Observe that since $\Q$ is dense in $\R$ and $\Q\subset U_i$ for all $i$, each $U_i$ is dense in $\R$, so that $\Q$ is a countable
intersection of dense, open sets.
For any $\alpha\in \Q$, let $S_{\alpha}=(-\infty,\alpha)\cup (\alpha,\infty)$.  Clearly, $S_{\alpha}$ is open and dense in $\R$.
Then $Q\setminus\{\alpha\}=\Q\cap S_{\alpha}$ is a countable intersection of dense open sets, and hence
$$\bigcap_{\alpha\in\Q}Q\setminus\{\alpha\}=\emptyset$$ is a countable intersection of dense open sets, and by Baire's Theorem,
is dense.  This is absurd, so that $\Q$ is not of type $G_{\delta}$.

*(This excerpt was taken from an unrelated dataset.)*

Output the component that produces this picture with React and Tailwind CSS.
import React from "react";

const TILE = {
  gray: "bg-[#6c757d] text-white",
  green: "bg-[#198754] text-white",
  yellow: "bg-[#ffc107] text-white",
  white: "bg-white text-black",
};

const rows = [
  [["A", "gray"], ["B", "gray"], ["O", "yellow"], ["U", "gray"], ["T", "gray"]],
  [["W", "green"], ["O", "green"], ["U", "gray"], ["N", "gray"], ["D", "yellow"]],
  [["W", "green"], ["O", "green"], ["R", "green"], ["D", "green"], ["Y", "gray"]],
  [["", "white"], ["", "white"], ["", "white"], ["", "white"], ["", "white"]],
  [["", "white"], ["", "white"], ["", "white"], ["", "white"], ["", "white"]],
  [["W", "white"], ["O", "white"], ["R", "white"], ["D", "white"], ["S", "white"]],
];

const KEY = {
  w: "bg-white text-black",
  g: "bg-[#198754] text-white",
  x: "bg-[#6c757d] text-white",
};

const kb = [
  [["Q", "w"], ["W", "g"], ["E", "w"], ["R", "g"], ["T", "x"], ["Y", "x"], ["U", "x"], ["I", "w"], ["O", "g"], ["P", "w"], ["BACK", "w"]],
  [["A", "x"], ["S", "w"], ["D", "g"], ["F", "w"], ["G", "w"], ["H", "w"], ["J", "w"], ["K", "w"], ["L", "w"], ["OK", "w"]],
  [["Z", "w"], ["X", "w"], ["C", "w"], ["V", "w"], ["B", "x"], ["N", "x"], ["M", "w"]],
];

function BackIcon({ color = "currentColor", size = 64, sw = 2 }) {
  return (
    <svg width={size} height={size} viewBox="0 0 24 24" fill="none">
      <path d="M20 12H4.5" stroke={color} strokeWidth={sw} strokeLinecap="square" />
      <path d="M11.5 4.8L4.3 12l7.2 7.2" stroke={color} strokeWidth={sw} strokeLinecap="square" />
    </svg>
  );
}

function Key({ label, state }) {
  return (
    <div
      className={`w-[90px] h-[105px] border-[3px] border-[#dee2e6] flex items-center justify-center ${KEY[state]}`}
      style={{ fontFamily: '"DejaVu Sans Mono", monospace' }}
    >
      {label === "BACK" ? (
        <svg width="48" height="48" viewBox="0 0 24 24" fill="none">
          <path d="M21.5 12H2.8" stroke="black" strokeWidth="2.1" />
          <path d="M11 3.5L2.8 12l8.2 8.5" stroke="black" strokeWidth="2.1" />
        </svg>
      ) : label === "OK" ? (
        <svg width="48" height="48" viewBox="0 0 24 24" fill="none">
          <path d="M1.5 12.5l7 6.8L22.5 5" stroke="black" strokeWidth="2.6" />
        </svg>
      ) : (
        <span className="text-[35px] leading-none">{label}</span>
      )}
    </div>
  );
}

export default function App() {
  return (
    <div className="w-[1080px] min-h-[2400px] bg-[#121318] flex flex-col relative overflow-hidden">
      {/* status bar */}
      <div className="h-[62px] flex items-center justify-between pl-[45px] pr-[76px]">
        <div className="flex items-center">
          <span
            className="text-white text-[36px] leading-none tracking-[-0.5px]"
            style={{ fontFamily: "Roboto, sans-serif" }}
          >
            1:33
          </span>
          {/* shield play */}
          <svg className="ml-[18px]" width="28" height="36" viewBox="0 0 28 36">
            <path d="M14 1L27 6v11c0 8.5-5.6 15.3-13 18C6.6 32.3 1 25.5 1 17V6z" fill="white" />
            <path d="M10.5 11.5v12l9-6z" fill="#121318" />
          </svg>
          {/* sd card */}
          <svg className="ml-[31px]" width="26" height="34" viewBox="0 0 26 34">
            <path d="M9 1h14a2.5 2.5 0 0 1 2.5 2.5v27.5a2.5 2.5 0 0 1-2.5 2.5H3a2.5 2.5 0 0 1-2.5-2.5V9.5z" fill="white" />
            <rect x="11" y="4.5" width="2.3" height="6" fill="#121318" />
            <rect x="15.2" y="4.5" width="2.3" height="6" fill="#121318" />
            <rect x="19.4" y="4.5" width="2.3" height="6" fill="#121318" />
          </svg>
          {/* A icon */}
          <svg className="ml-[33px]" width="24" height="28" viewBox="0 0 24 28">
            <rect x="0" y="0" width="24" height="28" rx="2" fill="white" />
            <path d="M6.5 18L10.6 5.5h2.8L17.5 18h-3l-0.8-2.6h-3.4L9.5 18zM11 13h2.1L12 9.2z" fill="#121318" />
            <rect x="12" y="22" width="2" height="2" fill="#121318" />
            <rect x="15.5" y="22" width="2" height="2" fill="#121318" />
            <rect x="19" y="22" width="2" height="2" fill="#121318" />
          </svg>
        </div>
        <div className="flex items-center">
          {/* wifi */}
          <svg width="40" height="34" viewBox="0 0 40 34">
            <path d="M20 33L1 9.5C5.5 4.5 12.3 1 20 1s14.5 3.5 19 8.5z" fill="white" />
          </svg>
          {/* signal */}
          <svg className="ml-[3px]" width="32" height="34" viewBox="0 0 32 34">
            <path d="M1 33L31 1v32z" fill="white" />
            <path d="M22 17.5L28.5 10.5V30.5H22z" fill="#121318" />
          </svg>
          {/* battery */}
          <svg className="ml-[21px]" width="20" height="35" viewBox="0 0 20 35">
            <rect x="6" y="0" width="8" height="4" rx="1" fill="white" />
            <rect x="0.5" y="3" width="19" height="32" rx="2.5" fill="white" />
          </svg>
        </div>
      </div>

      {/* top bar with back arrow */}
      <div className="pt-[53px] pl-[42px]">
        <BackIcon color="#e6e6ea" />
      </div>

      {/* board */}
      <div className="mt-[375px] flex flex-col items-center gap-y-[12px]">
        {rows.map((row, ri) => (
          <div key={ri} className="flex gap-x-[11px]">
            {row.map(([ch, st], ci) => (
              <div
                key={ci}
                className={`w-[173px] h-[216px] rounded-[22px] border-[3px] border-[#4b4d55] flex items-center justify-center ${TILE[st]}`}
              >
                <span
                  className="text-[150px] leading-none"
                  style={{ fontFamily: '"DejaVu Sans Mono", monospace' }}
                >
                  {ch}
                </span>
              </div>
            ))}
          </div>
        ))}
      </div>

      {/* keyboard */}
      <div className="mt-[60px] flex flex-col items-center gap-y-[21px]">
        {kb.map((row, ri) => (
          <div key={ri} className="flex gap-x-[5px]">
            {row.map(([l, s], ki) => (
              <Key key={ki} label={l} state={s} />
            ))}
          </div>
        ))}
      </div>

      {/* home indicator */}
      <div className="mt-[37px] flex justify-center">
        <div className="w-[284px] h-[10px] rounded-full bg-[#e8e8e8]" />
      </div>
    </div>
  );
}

\item Recall that Axiom ({\em iv}) in the definition of a measure is that $\mu(E)<\infty$ for some set $E$.  We show that the axiom
$\mu(\emptyset)=0$ is equivalent to this.  One direction is trivial, as we just set $E=\emptyset.$ In the other direction,
suppose that $\mu(E)<\infty.$  Since $E\cap\emptyset=\emptyset,$ by Axiom ({\em iii}) (countable additivity) we have
$$\mu(E)=\mu(E\cup \emptyset)=\mu(E)+\mu(\emptyset)$$ from which it follows that $\mu(\emptyset)=0$.

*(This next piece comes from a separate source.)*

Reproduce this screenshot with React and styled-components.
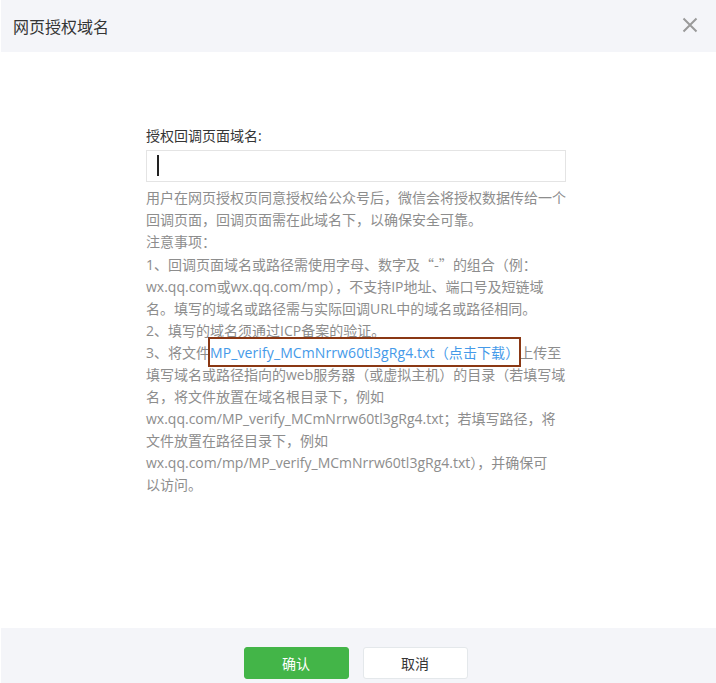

\item We have $\lim\sup E_j:=\bigcap_{n=1}^{\infty} \bigcup_{j=n}^{\infty} E_j $ by definition.  Suppose that $\sum_{j=1}^{\infty}\mu(E_j)<\infty$.
Observe, for each $n$ we have $\lim\sup E_j\subset \bigcup_{j=n}^{\infty} E_j$ so that, by the monotonicity of $\mu$, we have
$$\mu(\lim\sup E_j)\leq \mu(\bigcup_{j=n}^{\infty} E_j)=\sum_{j=n}^{\infty} \mu(E_j).$$
Now since $\sum_{j=1}^{\infty}\mu(E_j)<\infty$,
for any $\epsilon >0$ there exists some $N>0$ such that $\sum_{j=N}^{\infty}\mu(E_j)<\epsilon.$  It follows that for any $\epsilon >0$ we have
an $N>0$ with
$$\mu(\lim\sup E_j)\leq \mu(\bigcup_{j=N}^{\infty} E_j)< \epsilon.$$
Since this holds for any $\epsilon >0$ we have $\mu(\lim\sup E_j)=0$.

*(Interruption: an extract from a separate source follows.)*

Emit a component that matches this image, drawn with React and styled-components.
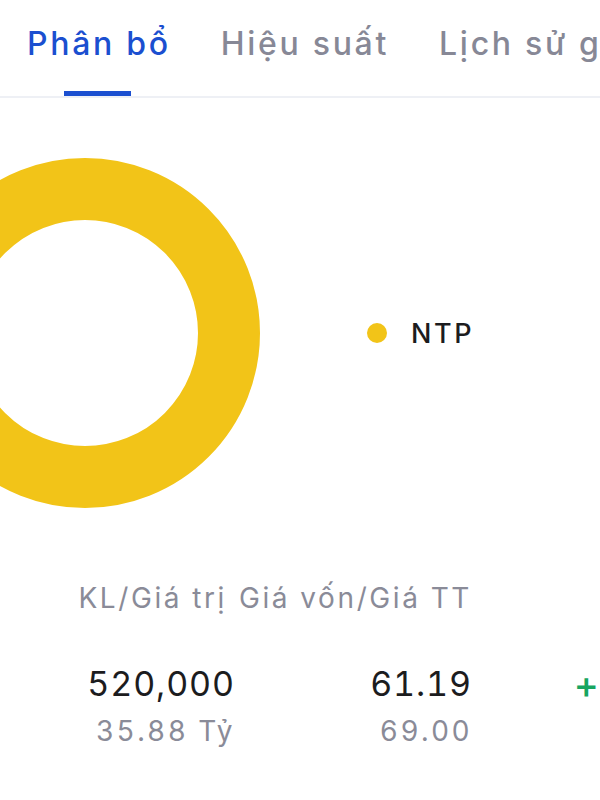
import React from "react";
import styled, { createGlobalStyle } from "styled-components";

const GlobalStyle = createGlobalStyle`
   body {
      margin: 0;
      background: #ffffff;
      font-family: Inter, "Noto Sans", sans-serif;
   }
`

const tabs = ["Phân bổ", "Hiệu suất", "Lịch sử giao dịch"]

export default function App() {
   return (
      <>
         <GlobalStyle />
         <Page>
            <TabBar>
               {tabs.map((t, i) => (
                  <Tab key={t} active={i === 0}>
                     {t}
                     {i === 0 && <Indicator />}
                  </Tab>
               ))}
            </TabBar>

            <ChartRow>
               <Donut width="350" height="350" viewBox="0 0 350 350">
                  <circle cx="175" cy="175" r="144" fill="none" stroke="#f2c418" strokeWidth="62" />
               </Donut>

               <Legend>
                  <Dot color="#f2c418" />
                  <span>NTP</span>
               </Legend>
            </ChartRow>

            <Table>
               <Head align="right" pad="8px">KL/Giá trị</Head>
               <Head align="right">Giá vốn/Giá TT</Head>
               <Head />

               <Main>520,000</Main>
               <Main>61.19</Main>
               <Change>+</Change>

               <Sub>35.88 Tỷ</Sub>
               <Sub>69.00</Sub>
               <Sub />
            </Table>
         </Page>
      </>
   )
}

const Page = styled.div`
   width: 600px;
   height: 800px;
   overflow: hidden;
`

const TabBar = styled.div`
   display: flex;
   gap: 50px;
   height: 96px;
   padding-left: 27px;
   border-bottom: 2px solid #eef0f5;
   white-space: nowrap;
   overflow: hidden;
`

const Tab = styled.div`
   position: relative;
   padding-top: 24px;
   font-size: 32px;
   font-weight: 500;
   letter-spacing: 2.7px;
   color: ${props => props.active ? "#1b4fd0" : "#878896"};
`

const Indicator = styled.div`
   position: absolute;
   left: 50%;
   bottom: 0;
   width: 67px;
   height: 5px;
   margin-left: -35px;
   background: #1b4fd0;
`

const ChartRow = styled.div`
   display: flex;
   align-items: center;
   padding-top: 60px;
   height: 350px;
`

const Donut = styled.svg`
   flex-shrink: 0;
   margin-left: -90px;
`

const Legend = styled.div`
   display: flex;
   align-items: center;
   gap: 24px;
   margin-left: 107px;
   font-size: 27px;
   font-weight: 500;
   letter-spacing: 2.6px;
   color: #1c1c1e;
`

const Dot = styled.span`
   width: 20px;
   height: 20px;
   border-radius: 50%;
   background: ${props => props.color};
`

const Table = styled.div`
   display: grid;
   grid-template-columns: 235px 237px 128px;
   margin-top: 73px;
   white-space: nowrap;
   font-feature-settings: "tnum";
`

const Head = styled.div`
   text-align: ${props => props.align || "left"};
   padding-right: ${props => props.pad || "0"};
   font-size: 28px;
   letter-spacing: 2.6px;
   color: #8a8b98;
   margin-bottom: 48px;
`

const Main = styled.div`
   text-align: right;
   font-size: 34px;
   letter-spacing: 0.9px;
   color: #1c1c1e;
`

const Change = styled.div`
   padding-left: 102px;
   font-size: 38px;
   line-height: 42px;
   font-weight: 500;
   color: #17a560;
`

const Sub = styled.div`
   text-align: right;
   margin-top: 9px;
   font-size: 28px;
   letter-spacing: 2.4px;
   color: #8a8b98;
`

\item Let $\mu$ be a finitely additive outer measure and $\{E_j\}$ and countable collection of pairwise disjoint measurable sets.
Since $\bigcup_{j=1}^{N}E_j\subset \bigcup_{j=1}^{\infty} E_j$ for every $N>0$, by monotonicity of $\mu$, we have
$\mu(\bigcup_{j=1}^{N}E_j)\leq \mu(\bigcup_{j=1}^{\infty} E_j)$.  Thus, by finite additivity and pairwise disjointness of the $E_j$, we have
$$\sum_{j=1}^N \mu(E_j)\leq \mu(\bigcup_{j=1}^{\infty} E_j).$$  Since this inequality is independent of $N$, it holds in the limit, i.e.
$$\sum_{j=1}^{\infty} \mu(E_j)\leq \mu(\bigcup_{j=1}^{\infty} E_j).$$
Countable subadditivity of $\mu$ gives the reverse inequality, so we must have
$$\sum_{j=1}^{\infty} \mu(E_j)= \mu(\bigcup_{j=1}^{\infty} E_j).$$  Thus, $\mu$ is countably additive.

\item Recall that
$$\H_{\a,\e}(E)=\inf\left\{\sum \diam(Q_j)^{\a}:E\subset \bigcup Q_j,\ \diam(Q_j)<\epsilon\right\},$$ and that without loss of generality
we may suppose that $Q_j\subset E$ for all $j$ (which we assume from now on).
Observe that if $E\subset \bigcup Q_j$ then $f(E)\subset \bigcup f(Q_j)$, and that since
$$||f(x)-f(y)||\leq C||x-y||^{\eta}$$ we have $\diam(f(Q_j))^{\a}\leq C^{\a}\diam(Q_j)^{\a\eta}.$  It follows that for every
covering $\{Q_j\}$ of $E$ with $$\diam(Q_j)<\e $$ we have the covering $\{f(Q_j)\}$ of $f(E)$ with $$\diam(f(Q_j))<C\e^{\eta}$$ such that
$$\sum \diam(f(Q_j))^{\a}\leq \sum C^{\a}\diam(Q_j)^{\a\eta}.$$
Thus, for every element $x$ of the set
$$\left\{\sum \diam(Q_j)^{\a\eta}:E\subset \bigcup Q_j,\ \diam(Q_j)<\epsilon  \right\}$$
we have an element $y$ of the set
$$\left\{\sum \diam(f(Q_j'))^{\a}: f(E)\subset \bigcup  Q_j',\ \diam(Q_j')< C\epsilon^{\eta}  \right\}$$
with $y\leq C^{\a} x$ (just let $Q_j'=f(Q_j)$).
Therefore, by the properties of the infimum, we have
$$\H_{\a,C\e^{\eta}}(f(E))\leq C^{\a}\H_{\eta\a,\e}(E).$$
Since this holds for all positive $\epsilon,$ we have (since $C,\eta>0$)
$$\H_{\a}(f(E))=\lim_{\e\rightarrow 0}\H_{\a,\e}(f(E))=\lim_{\e\rightarrow 0}\H_{\a,C\e^{\eta}}(f(E))\leq
C^{\a}\lim_{\e\rightarrow 0}\H_{\eta\a,\e}(E)=C^{\a}\H_{\eta\a}(E),$$ so that
$$\H_{\a}(f(E))\leq C^{\a}\H_{\eta\a}(E).$$

\end{enumerate}
\end{document}